**Source material**
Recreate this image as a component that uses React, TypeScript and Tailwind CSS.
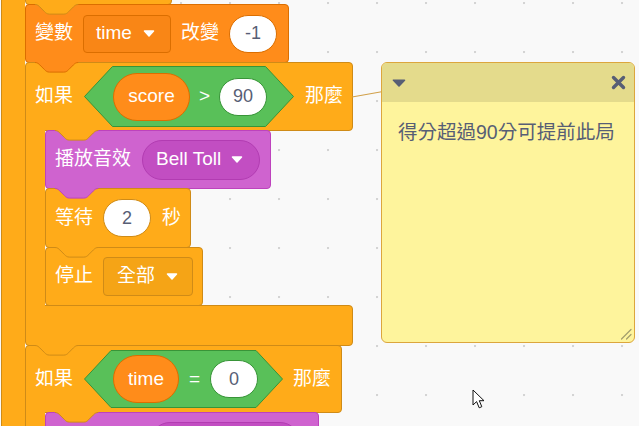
import React from 'react';

const FONT = "font-['Liberation_Sans','Noto_Sans_CJK_TC',sans-serif]";

function Bump({ fill, stroke, pos }: { fill: string; stroke: string; pos: string }) {
  return (
    <svg className={`absolute top-full z-10 ${pos}`} width="45" height="12" viewBox="0 0 45 12">
      <path
        d="M0 0 H43.2 V0.5 c-2.4 0 -3.6 1.2 -4.8 2.4 l-4.8 4.8 c-1.2 1.2 -2.4 2.4 -4.8 2.4 h-14.4 c-2.4 0 -3.6 -1.2 -4.8 -2.4 l-4.8 -4.8 C3.6 1.7 2.4 0.5 0 0.5 Z"
        fill={fill}
      />
      <path
        d="M0 0.5 c2.4 0 3.6 1.2 4.8 2.4 l4.8 4.8 c1.2 1.2 2.4 2.4 4.8 2.4 h14.4 c2.4 0 3.6 -1.2 4.8 -2.4 l4.8 -4.8 c1.2 -1.2 2.4 -2.4 4.8 -2.4"
        fill="none"
        stroke={stroke}
      />
    </svg>
  );
}

function Caret({ color = '#ffffff' }: { color?: string }) {
  return (
    <svg width="12" height="7" viewBox="0 0 12 7">
      <path d="M1.5 1 H10.5 L6 6 Z" fill={color} stroke={color} strokeWidth="1.5" strokeLinejoin="round" />
    </svg>
  );
}

function Hex({ w, h, size, inner, children }: { w: number; h: number; size: string; inner: string; children: React.ReactNode }) {
  const p = h / 2 - 2;
  const pts = `0.5,${h / 2} ${p},0.5 ${w - p},0.5 ${w - 0.5},${h / 2} ${w - p},${h - 0.5} ${p},${h - 0.5}`;
  return (
    <div className={`relative shrink-0 ${size}`}>
      <svg className="absolute inset-0" width={w} height={h}>
        <polygon points={pts} fill="#59c059" stroke="#389438" />
      </svg>
      <div className={`relative flex h-full items-center ${inner}`}>{children}</div>
    </div>
  );
}

function Oval({ value, border }: { value: string; border: string }) {
  return (
    <div className={`flex h-[38px] w-[48px] shrink-0 items-center justify-center rounded-full border bg-white text-[18px] text-[#575e75] ${border}`}>
      {value}
    </div>
  );
}

export default function App() {
  return (
    <div
      className={`relative h-[426px] w-[639px] overflow-hidden whitespace-nowrap bg-[#f9f9f9] bg-[radial-gradient(circle_at_1px_1px,#d4d4d4_1px,transparent_1.6px)] bg-[length:49px_49px] bg-[position:33px_2px] text-[19px] text-white ${FONT}`}
    >
      <div className="flex h-full items-start pl-px">
        {/* outer C arm */}
        <div className="h-full w-[24px] shrink-0 border-l border-[#cf8b17] bg-[#ffab19]" />

        <div className="flex shrink-0 flex-col">
          {/* block above, only its bottom shows */}
          <div className="relative -mt-[55px] h-[60px] w-[147px] shrink-0 rounded-[4px] border border-[#cf8b17] bg-[#ffab19]">
            <Bump fill="#ffab19" stroke="#cf8b17" pos="left-[9px]" />
          </div>

          {/* change variable */}
          <div className="relative -mt-px flex h-[59px] w-[264px] shrink-0 items-center gap-[10px] rounded-[4px] border border-[#db6e00] bg-[#ff8c1a] pl-[9px]">
            <span>變數</span>
            <div className="flex h-[38px] w-[88px] items-center gap-[11px] rounded-[4px] border border-[#db6e00] bg-[#f98616] pl-[12px]">
              <span>time</span>
              <Caret />
            </div>
            <span>改變</span>
            <Oval value="-1" border="border-[#db6e00]" />
            <Bump fill="#ff8c1a" stroke="#db6e00" pos="left-[9px]" />
          </div>

          {/* if score > 90 */}
          <div className="-mt-px flex shrink-0 flex-col">
            <div className="relative flex h-[69px] w-[328px] items-center gap-[11px] rounded-[4px] rounded-bl-none border border-[#cf8b17] bg-[#ffab19] pl-[9px]">
              <span>如果</span>
              <Hex w={210} h={61} size="h-[61px] w-[210px]" inner="gap-[9px] pl-[29px]">
                <div className="flex h-[48px] w-[77px] items-center justify-center rounded-full border border-[#db6e00] bg-[#ff8c1a]">
                  score
                </div>
                <span className="w-[11px] text-center">&gt;</span>
                <Oval value="90" border="border-[#389438]" />
              </Hex>
              <span>那麼</span>
              <Bump fill="#ffab19" stroke="#cf8b17" pos="left-[29px]" />
            </div>

            <div className="-mt-px flex">
              <div className="relative z-[1] -mb-px w-[20px] shrink-0 border-l border-[#cf8b17] bg-[#ffab19]" />
              <div className="flex flex-col">
                <div className="relative flex h-[59px] w-[226px] items-center gap-[11px] rounded-[4px] border border-[#bd42bd] bg-[#cf63cf] pl-[9px]">
                  <span>播放音效</span>
                  <div className="flex h-[40px] w-[118px] items-center gap-[10px] rounded-full border border-[#b23cb2] bg-[#c24ec2] pl-[13px]">
                    <span>Bell Toll</span>
                    <Caret />
                  </div>
                  <Bump fill="#cf63cf" stroke="#bd42bd" pos="left-[9px]" />
                </div>

                <div className="relative -mt-px flex h-[60px] w-[146px] items-center gap-[10px] rounded-[4px] border border-[#cf8b17] bg-[#ffab19] pl-[9px]">
                  <span>等待</span>
                  <Oval value="2" border="border-[#cf8b17]" />
                  <span className="ml-px">秒</span>
                  <Bump fill="#ffab19" stroke="#cf8b17" pos="left-[9px]" />
                </div>

                <div className="relative -mt-px flex h-[59px] w-[158px] items-center gap-[10px] rounded-[4px] border border-[#cf8b17] bg-[#ffab19] pl-[9px]">
                  <span>停止</span>
                  <div className="flex h-[39px] w-[90px] items-center gap-[11px] rounded-[4px] border border-[#cf8b17] bg-[#f5a416] pl-[13px]">
                    <span>全部</span>
                    <Caret />
                  </div>
                </div>
              </div>
            </div>

            <div className="relative -mt-px h-[41px] w-[328px] rounded-[4px] rounded-tl-none border border-[#cf8b17] bg-[#ffab19]">
              <Bump fill="#ffab19" stroke="#cf8b17" pos="left-[9px]" />
            </div>
          </div>

          {/* if time = 0 */}
          <div className="-mt-px flex shrink-0 flex-col">
            <div className="relative flex h-[68px] w-[317px] items-center gap-[10px] rounded-[4px] rounded-bl-none border border-[#cf8b17] bg-[#ffab19] pl-[9px]">
              <span>如果</span>
              <Hex w={199} h={58} size="ml-px h-[58px] w-[199px]" inner="gap-[10px] pl-[29px]">
                <div className="flex h-[48px] w-[66px] items-center justify-center rounded-full border border-[#db6e00] bg-[#ff8c1a]">
                  time
                </div>
                <span className="w-[11px] text-center">=</span>
                <Oval value="0" border="border-[#389438]" />
              </Hex>
              <span>那麼</span>
              <Bump fill="#ffab19" stroke="#cf8b17" pos="left-[29px]" />
            </div>
            <div className="-mt-px flex">
              <div className="relative z-[1] w-[20px] shrink-0 border-l border-[#cf8b17] bg-[#ffab19]" />
              {/* next block: only its top edge is in view */}
              <div className="relative flex h-[59px] w-[274px] items-center rounded-[4px] border border-[#bd42bd] bg-[#cf63cf] pl-[104px]">
                <div className="h-[40px] w-[150px] rounded-full border border-[#b23cb2] bg-[#c24ec2]" />
              </div>
            </div>
          </div>
        </div>
      </div>

      {/* comment connector */}
      <svg className="absolute left-[350px] top-[88px]" width="34" height="12">
        <line x1="2" y1="9" x2="33" y2="3.5" stroke="#d1a04a" strokeWidth="1.2" />
      </svg>

      {/* comment */}
      <div className="absolute left-[381px] top-[62px] flex h-[281px] w-[254px] flex-col overflow-hidden rounded-[6px] border border-[#dca63d] bg-[#fef49c]">
        <div className="flex h-[39px] shrink-0 items-center justify-between bg-[#e4db8c] pl-[10px] pr-[8px]">
          <svg width="14" height="8" viewBox="0 0 14 8">
            <path d="M1.5 1.2 H12.5 L7 7 Z" fill="#575e75" stroke="#575e75" strokeWidth="1.6" strokeLinejoin="round" />
          </svg>
          <svg width="15" height="15" viewBox="0 0 15 15">
            <path d="M2.5 2.5 L12.5 12.5 M12.5 2.5 L2.5 12.5" stroke="#575e75" strokeWidth="3.4" strokeLinecap="round" />
          </svg>
        </div>
        <p className="px-[16px] pt-[18px] text-[19.5px] leading-[24px] text-[#575e75]">得分超過90分可提前此局</p>
        <svg className="absolute bottom-[2px] right-[2px]" width="12" height="12" viewBox="0 0 12 12">
          <path d="M1.5 11 L11 1.5 M6.5 11 L11 6.5" stroke="#a39d6c" strokeWidth="1.2" strokeLinecap="round" />
        </svg>
      </div>

      {/* mouse pointer */}
      <svg className="absolute left-[472px] top-[389px]" width="14" height="21" viewBox="0 0 14 21">
        <path
          d="M1 1 L1 16 L4.6 12.6 L7.2 18.8 L9.8 17.7 L7.3 11.7 L12 11.7 Z"
          fill="#ffffff"
          stroke="#111111"
          strokeWidth="1"
          strokeLinejoin="round"
        />
      </svg>
    </div>
  );
}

**Instructions to follow**
Only a number is wanted: how many lines contain "React"?

**Written solution**
3